*Data excerpt*:
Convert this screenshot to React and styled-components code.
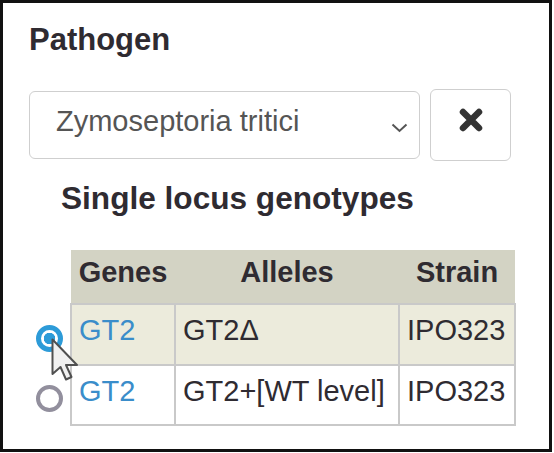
import styled, { createGlobalStyle } from "styled-components";

const GlobalStyle = createGlobalStyle`
  html, body {
    margin: 0;
    padding: 0;
    background: #fff;
  }

  body {
    font-family: "Liberation Sans", Arial, Helvetica, sans-serif;
    color: #333;
  }
`;

const Frame = styled.div`
  box-sizing: border-box;
  width: 552px;
  height: 452px;
  padding: 20px 0 0 26px;
  border: 3px solid #111;
  background: #fff;
`;

const Heading = styled.h4`
  margin: 0;
  font-size: 31px;
  line-height: 34px;
  font-weight: 700;
  color: #2f2b31;
`;

const PickerRow = styled.div`
  display: flex;
  align-items: center;
  gap: 10px;
  margin-top: 32px;
`;

const SelectBox = styled.div`
  box-sizing: border-box;
  display: flex;
  align-items: flex-start;
  justify-content: space-between;
  width: 391px;
  height: 68px;
  padding: 12px 11px 0 26px;
  border: 1.5px solid #cfcfcf;
  border-radius: 6px;
  font-size: 29px;
  line-height: 34px;
  color: #555;

  svg {
    margin-top: 19px;
  }
`;

const ClearButton = styled.button`
  box-sizing: border-box;
  display: flex;
  align-items: center;
  justify-content: center;
  width: 81px;
  height: 72px;
  padding: 0 0 10px 0;
  border: 1.5px solid #cfcfcf;
  border-radius: 6px;
  background: #fff;
  cursor: pointer;
`;

const SubHeading = styled.h4`
  margin: 20px 0 0 32px;
  font-size: 31.6px;
  line-height: 34px;
  font-weight: 700;
  color: #2f2b31;
`;

const Table = styled.table`
  margin-top: 35px;
  border-collapse: collapse;
  table-layout: fixed;
  width: 486px;
  font-size: 29px;
  line-height: 34px;
`;

const HeadCell = styled.th`
  height: 54px;
  padding: 5px 0 0 0;
  box-sizing: border-box;
  vertical-align: top;
  text-align: center;
  font-weight: 700;
  color: #2f2b31;
  background: ${(props) => (props.$blank ? "transparent" : "#d3d3c4")};
`;

const BodyRow = styled.tr`
  background: ${(props) => (props.$active ? "#ecebdc" : "#fff")};
`;

const RadioCell = styled.td`
  padding: 0;
  background: #fff;
  vertical-align: middle;
  text-align: center;
`;

const Cell = styled.td`
  height: ${(props) => props.$height}px;
  box-sizing: border-box;
  padding: 8px 0 0 7px;
  vertical-align: top;
  white-space: nowrap;
  overflow: visible;
  border: 2px solid #c9c9c9;
  color: ${(props) => (props.$link ? "#3a8dca" : "#2f2b31")};
`;

const RadioWrap = styled.span`
  position: relative;
  display: inline-block;
  width: 27px;
  height: 27px;
  margin: 3px 1px 0 0;
  vertical-align: middle;
`;

const RadioDot = styled.span`
  box-sizing: border-box;
  display: block;
  width: 27px;
  height: 27px;
  border-radius: 50%;
  border: ${(props) =>
    props.$checked ? "5px solid #2d9bd8" : "4px solid #928f9d"};
  background: ${(props) =>
    props.$checked
      ? "radial-gradient(circle, #2d9bd8 0 5.5px, #fff 6px)"
      : "#fff"};
`;

const Pointer = styled.svg`
  position: absolute;
  left: 15px;
  top: 13px;
  z-index: 2;
  pointer-events: none;
`;

const rows = [
  { gene: "GT2", allele: "GT2Δ", strain: "IPO323", active: true, height: 61 },
  {
    gene: "GT2",
    allele: "GT2+[WT level]",
    strain: "IPO323",
    active: false,
    height: 60,
  },
];

function Chevron() {
  return (
    <svg width="17" height="10" viewBox="0 0 17 10">
      <polyline
        points="1.5,1.5 8.5,8 15.5,1.5"
        fill="none"
        stroke="#555"
        strokeWidth="2"
      />
    </svg>
  );
}

function TimesIcon() {
  return (
    <svg width="24" height="24" viewBox="0 0 24 24">
      <path
        d="M4 4 L20 20 M20 4 L4 20"
        stroke="#333"
        strokeWidth="6.5"
        strokeLinecap="round"
      />
    </svg>
  );
}

function MouseArrow() {
  return (
    <Pointer width="30" height="45" viewBox="0 0 30 45">
      <path
        d="M1.5 1.5 L1.5 36 L9.5 29 L15 41.5 L20.5 39 L15 27 L26 27 Z"
        fill="#f0f0f0"
        stroke="#505050"
        strokeWidth="2"
        strokeLinejoin="round"
      />
    </Pointer>
  );
}

export default function App() {
  return (
    <>
      <GlobalStyle />
      <Frame>
        <Heading>Pathogen</Heading>
        <PickerRow>
          <SelectBox>
            <span>Zymoseptoria tritici</span>
            <Chevron />
          </SelectBox>
          <ClearButton>
            <TimesIcon />
          </ClearButton>
        </PickerRow>
        <SubHeading>Single locus genotypes</SubHeading>
        <Table>
          <colgroup>
            <col style={{ width: 42 }} />
            <col style={{ width: 104 }} />
            <col style={{ width: 224 }} />
            <col style={{ width: 116 }} />
          </colgroup>
          <thead>
            <tr>
              <HeadCell $blank />
              <HeadCell>Genes</HeadCell>
              <HeadCell>Alleles</HeadCell>
              <HeadCell>Strain</HeadCell>
            </tr>
          </thead>
          <tbody>
            {rows.map((row, index) => (
              <BodyRow key={index} $active={row.active}>
                <RadioCell>
                  <RadioWrap>
                    <RadioDot $checked={row.active} />
                    {row.active && <MouseArrow />}
                  </RadioWrap>
                </RadioCell>
                <Cell $link $height={row.height}>
                  {row.gene}
                </Cell>
                <Cell $height={row.height}>{row.allele}</Cell>
                <Cell $height={row.height}>{row.strain}</Cell>
              </BodyRow>
            ))}
          </tbody>
        </Table>
      </Frame>
    </>
  );
}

*What you need to do*: Note how many lines of the material contain the string "components". Then report that number by itself.

*Solution to the problem*: 2